Kyle Neath wrote:Hey Dan! I think you picked a great forum. I also added it to the soil forum as that seems relevant too, I hope that helps.

As per your question, what you're dealing with sounds very similar to most suburban plots: growing on fill dirt. I've seen no end of successes in this context, so with enough effort and time I'm sure you can grow plenty of vegetables. If possible, I would suggest trying to save the topsoil from excavation and replacing the top layer with that topsoil. That would be the best of circumstances, but even if you can't there are many options. My personal suggestion would be to look into importing compost and mixing it into the top layer of the woofati (or just layering the compost on top too). Otherwise you can chase slower paths: growing cover crops, holding animals, compost/mushroom teas, etc. The goal will be to increase the organic matter and soil life in the bermed soil.



Thanks Kyle,

That’s very reassuring to hear others have had lots of success with this.  I read that roots typically don’t go deeper than 2 or 3 feet down so I was concerned how plants grow deeper. It sounds loke if I bring life and organic matter to the soil I should have success.

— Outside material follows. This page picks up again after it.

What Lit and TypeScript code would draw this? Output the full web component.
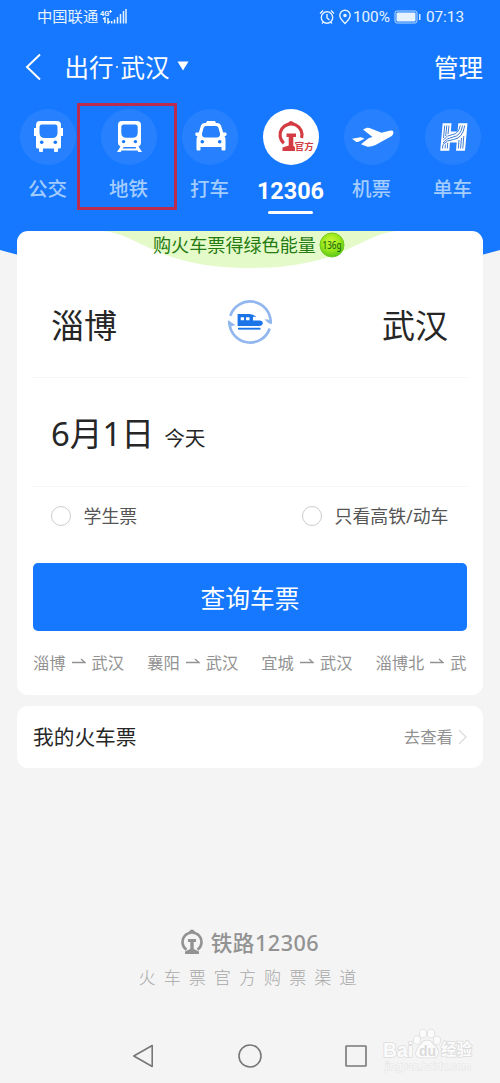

S Bengi wrote:As a general rule, I would just add
1) water management (water bucket/irrigation pipe/sump pump)
2) soil life (compost/worm tea/mushroom slurries)
3) carbon (compost/woodchip/straw)
4) mineral (rock dust/azomite/compost/etc)

But even if you didn't do any of those things your plants will still survive, but why just survive when you can thrive, you already did so much work already just complete the process.



Thanks for the advice.  I definitely want them to thrive so it sounds like I'll be breeding life into the Wofati ground soil!  I've been getting some experience making various compost teas and making soil mixes.